Part A.   it looks in the correct hash bucket but doesn't find this time in the chain, so it returns false (options: b, f)

Part B.   it creates a new entry with this time and event and adds it to the Map, and then returns null. (options: b, f)

Part C.  
This one was tricky.

No, they are not kept in order. While the method hashCode orders them by what time they occur, the final hash index used takes that value % HASH_SIZE (i.e., the size of the hash table) so that can change the order. E.g., HASH_SIZE = 16, and one TimeOfDay is 15 (min from midnight) and a later one is 17: the 17 will go in bucket 1, and the 15 will go in bucket 15. So, when we visit them by bucket number (i.e., array index) we will get to 17 before 15.
[Note: You didn't have to illustrate it with an example to get full credit.]

Part D.
It's not a flaw in the class, because all the information stored by the constructor and returned from the accessors are primitive types, and primitives have value semantics, so there is no possiblity of having two references to the same object.


Problem 8.
Solution in bold.

public class MyProg {
   public static void main(String[] args) {

      String fileName;  // define here so this variable is in scope for the try and catch clauses
      try {

         Scanner in = new Scanner(System.in);
         System.out.print ("Please enter a file name: ");
         String fileName = in.next();
         Data data = readfile(fileName); // note: this line can throw the exception
         data.process();
         data.printResults(System.out);

      catch (FileNotFoundException e) {
         System.out.println("ERROR: File does not exist: " + fileName);
         System.out.println("Exiting program.");
      }

   }


   public static Data readFile(String fileName) throws FileNotFoundException {
      Data data = new Data(); // create an empty data object
      File inFile = new File(fileName);
      Scanner fileScanner = new Scanner(inFile); // note: this line can throw the exception
      while (fileScanner.hasNextLine()) {
         data.add(fileScanner.nextLine());
      }
      fileScanner.close();
      return data;
   }
}


Problem 9
Several different correct solutions, the first one here is the most straightforward. This problem involves thinking recursively, and many students had trouble with it.
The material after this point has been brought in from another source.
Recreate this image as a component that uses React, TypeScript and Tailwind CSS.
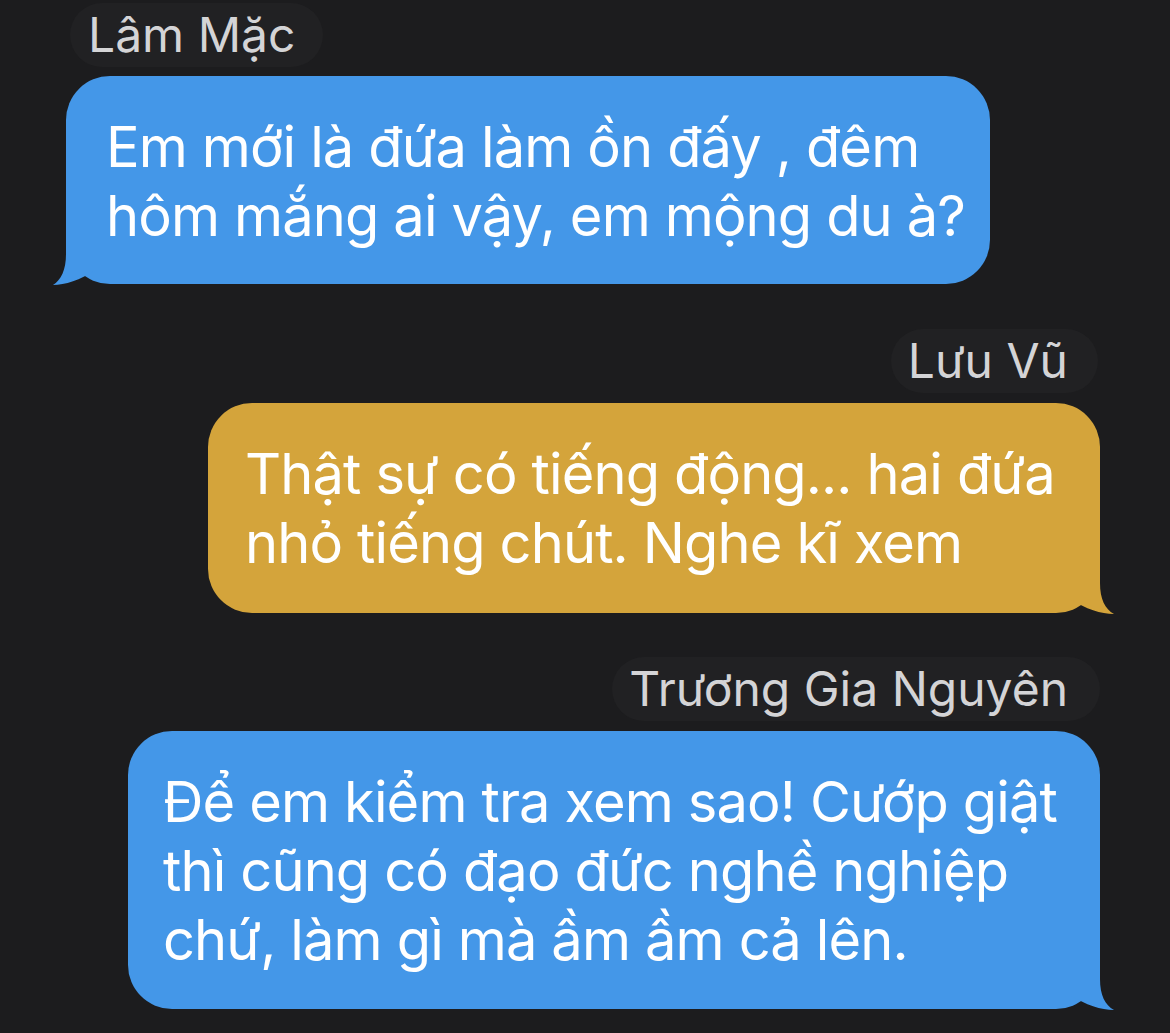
import React from "react";

function TailLeft({ color }: { color: string }) {
  return (
    <svg
      className="absolute -left-[14px] -bottom-[5px] w-[50px] h-[60px] overflow-visible"
      viewBox="-14 -55 50 60"
    >
      <path d="M 0,-50 L 0,-30 C 0,-14 -5,-4 -13,1 C -1,1 14,-4 30,-14 L 30,-50 Z" fill={color} />
    </svg>
  );
}

function TailRight({ color }: { color: string }) {
  return (
    <svg
      className="absolute -right-[14px] -bottom-[5px] w-[50px] h-[60px] overflow-visible"
      viewBox="-36 -55 50 60"
    >
      <path d="M 0,-50 L 0,-30 C 0,-14 5,-4 14,1 C 1,1 -14,-4 -30,-14 L -30,-50 Z" fill={color} />
    </svg>
  );
}

export default function App() {
  const font = { fontFamily: 'Inter, "Noto Sans", "Liberation Sans", sans-serif' };
  return (
    <div
      className="w-[1170px] h-[1033px] bg-[#1c1c1e] overflow-hidden flex flex-col pl-[66px] pr-[70px] pt-[3px]"
      style={font}
    >
      {/* Block 1 */}
      <div className="flex flex-col items-start">
        <div className="ml-[4px] h-[64px] leading-[64px] rounded-full bg-[#212123] pl-[18px] pr-[28px] text-[48px] text-[#d4d4d6] whitespace-nowrap">
          Lâm Mặc
        </div>
        <div className="relative mt-[9px] w-[924px] rounded-[44px] bg-[#4497e8] pl-[40px] pt-[37px] pb-[33px] text-[56px] leading-[69px] tracking-[-0.87px] text-white">
          <TailLeft color="#4497e8" />
          <div className="relative whitespace-nowrap">Em mới là đứa làm ồn đấy , đêm</div>
          <div className="relative whitespace-nowrap">hôm mắng ai vậy, em mộng du à?</div>
        </div>
      </div>

      {/* Block 2 */}
      <div className="mt-[45px] flex flex-col items-end">
        <div className="mr-[2px] h-[64px] leading-[64px] rounded-full bg-[#212123] pl-[17px] pr-[30px] text-[48px] text-[#d4d4d6] whitespace-nowrap">
          Lưu Vũ
        </div>
        <div className="relative mt-[10px] w-[892px] rounded-[44px] bg-[#d4a43b] pl-[37px] pt-[37px] pb-[35px] text-[56px] leading-[69px] tracking-[-0.87px] text-white">
          <TailRight color="#d4a43b" />
          <div className="relative whitespace-nowrap">Thật sự có tiếng động... hai đứa</div>
          <div className="relative whitespace-nowrap">nhỏ tiếng chút. Nghe kĩ xem</div>
        </div>
      </div>

      {/* Block 3 */}
      <div className="mt-[44px] flex flex-col items-end">
        <div className="h-[64px] leading-[64px] rounded-full bg-[#212123] pl-[17px] pr-[32px] text-[48px] text-[#d4d4d6] whitespace-nowrap">
          Trương Gia Nguyên
        </div>
        <div className="relative mt-[10px] w-[972px] rounded-[44px] bg-[#4497e8] pl-[35px] pt-[37px] pb-[34px] text-[56px] leading-[69px] tracking-[-0.87px] text-white">
          <TailRight color="#4497e8" />
          <div className="relative whitespace-nowrap">Để em kiểm tra xem sao! Cướp giật</div>
          <div className="relative whitespace-nowrap">thì cũng có đạo đức nghề nghiệp</div>
          <div className="relative whitespace-nowrap">chứ, làm gì mà ầm ầm cả lên.</div>
        </div>
      </div>
    </div>
  );
}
Many solutions violated the problem restrictions, for example, including using loops and/or Java classes and methods.

Since some students attempted to get the MSD by computing the largest power of 10 of the number first, I am showing a correct recursive solution to do it that way here as well. (The code is somewhat longer than the first solution given.)

Solution 1

   public static void printDigits(int num) {
      if (num < 10) {
         System.out.print(num);
      }
      else {
         printDigits(num / 10);  // prints a comma-sep list of the number div 10
                                 // e.g., if num is 1234, will do printDigits(123), i.e., prints: "1,2,3"
         System.out.print("," + num % 10);  // and this prints ",4" to complete the output
      }
   }

Solution 2

   public static void printDigits(int num) {
      int pow = highestPower10(num, 1);
      printDigitsR(num, pow);
   }
   
   // if top-level call passes in 1 for pow,
   // returns the largest power of 10 <= num
   //  e.g., for 1234 returns 1000, for 25 returns 10
   private static int highestPower10(int num, int pow) {
      if ((num / pow) < 10) {
         return pow;
      }
      return highestPower10(num, pow * 10);
   }

   // prints all the digits of num, comma-separated
   // PRE: pow is the largest power of 10 <= num
   public static void printDigitsR(int num, int pow) {
      if (pow < 10) {
         System.out.print(num);
      }
      else {
         System.out.print(num / pow + ",");
         printDigitsR(num % pow, pow / 10);
      }
   }